Leading up to Wednesday's Game 1, Puck Daddy is previewing every facet of the Stanley Cup Finals between the New Jersey Devils and the Los Angeles Kings— on the ice and off the ice. Here are our playoff beard gurus Chuck and Pants from What's Up, Ya Sieve? on the Final beard battle.)
By Chuck and Pants from What's Up, Ya Sieve?
If you go seven months without seeing an acquaintance, you might greet them with, "Wow, you look so...." The word the Devils and Kings need here is hairy. These teams last met in October and it's a wonder if they'd recognize each other now without the numbers on their backs.
Each team has been presented with one trophy this year. Both captains opted not to touch their Conference chalices, but only one will lift the Cup in 2012.
Will a playoff beard be the first to kiss Lord Stanley's prize, or find itself waiting to see whom the captain hands the Cup to next?
Running unopposed, Dustin Brown wins this category just by showing up. Still, it wasn't easy. His facial hair is like a political campaign, attempting to collect enough votes to call itself a beard. Pockets of enthusiasm along his sideburns stuffed the ballot box, but support wavered as it approached his mouth. For the sake of team spirit and beloved sports tradition, we applaud his effort to register some beard on the majority of his face, and name him the winner.
For the record, Zach Parise doesn't need a beard. All the better to compare the million dollar smile of a Stanley Cup Final run to the zillion-dollar contract smile he'll be flashing this summer.
Matt Greene vs. Andy Greene
We bet these guys had a great "nod and hey" friendship going back in October. Same last name? We're cool. Not like we'll ever see each other in the playoffs.
Now, the battle for Greene supremacy is on. Both put on a good, grizzled show and made their mothers proud, but the advantage goes to Matt.
As we've said before, a blond beard is so rare it's like a snow leopard spotted in the wild. All of a sudden, a perfectly strong and shiny regular leopard seems pretty boring by comparison.
Unfair? Maybe. But we cannot turn away from the light.

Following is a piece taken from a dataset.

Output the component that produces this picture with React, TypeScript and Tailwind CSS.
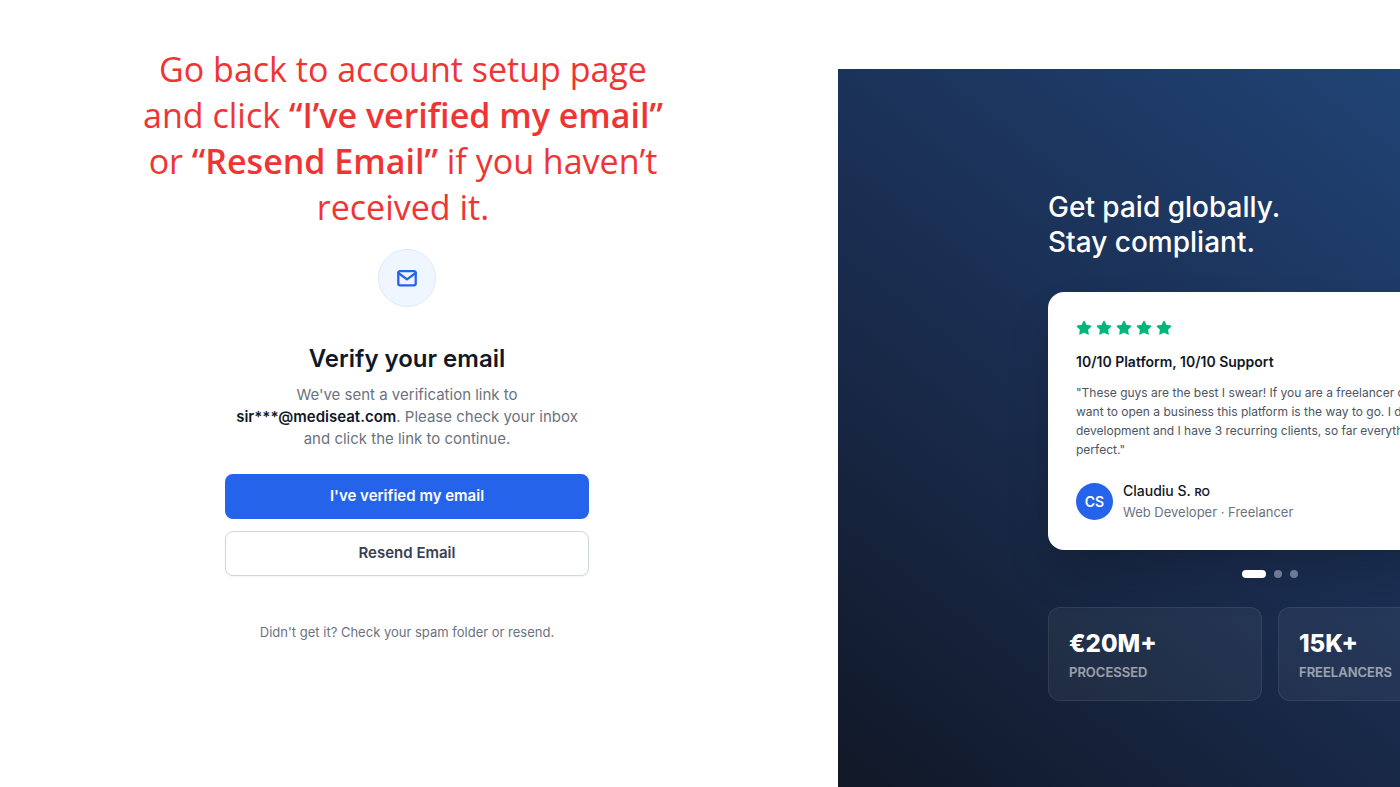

If one of these beards could win for high definition color, David Clarkson's fiery finery would emerge victorious. His grooming is also impeccable - perhaps the second Devil we'd grant permission to sport a year-round beard display.
But surprisingly, we are giving this one to Jeff Carter.
His beard is positively... primitive. It's evolutionary. It's ombre, like Chuck's hair. For the first two rounds, he wore it like a fashion accessory. Now it's grown beyond trendy, beyond manscaping. It is taking over his face and Jeff Carter (Jeff Carter!!) is doing nothing to stop it.
He and Mike Richards recently sat behind the netting at a Dodgers game looking like gorillas in the zoo. If you told us they threw out all their Ed Hardy shirts, we'd almost believe you.
Color is key for dark beards too. For example: on the ice in his tinted visor, it's hard to tell where Anze Kopitar's helmet ends and his bearded face begins. Surprisingly full after a patchy, chin-centric start, his beard has developed an almost absence of color. Add in the Kings' black and white uniforms and Kopitar appears to be in Kansas just before the Twister hits.
By comparison, Ilya Kovalchuk wakes up in full Technicolor. His glossy beard grows straight down his off his face like it's following the Yellow Brick Road. The way through the forest may be dark and a little scary, but we're choosing Kovalchuk's neck beard to guide us.
Dustin Penner vs. the World
Let us be clear - the guy on the right is not with us. We didn't plant him in this photo to illustrate the mesmerizing power of Dustin Penner's one-man wolfpack glory. He's an innocent bystander, caught in Penner's "shock and awe" blast radius.
This epic beard grows out, instead of down, and if the Finals go long he may cross over into that time Joaquin Phoenix went crazy and tried to be a rapper. Like a tractor beam, once you're hooked by the magnetic pull there's no sense in fighting. This unstoppable beard will not be contained by the circumference of a hockey helmet. Regardless of who you root for in this series, Penner's beard deserves a standing ovation.
Overall Winner: LA Kings
The Wild West has the decided advantage over the East.
Add in guys like Rob Scuderi, Willie Mitchell and Jarrett Stoll, and the Kings' bearded supremacy is further solidified. New Jersey displays strong individual efforts but ultimately falls short of the Best Team Beard prize. Los Angeles only sees facial hair like this on the big screen, and then that guy wins an Oscar for his bravado performance.
Starting Wednesday, the sixth-seeded Devils, eighth-seeded Kings and their beards begin their quest for the toughest trophy in professional sports. Will the best beards win?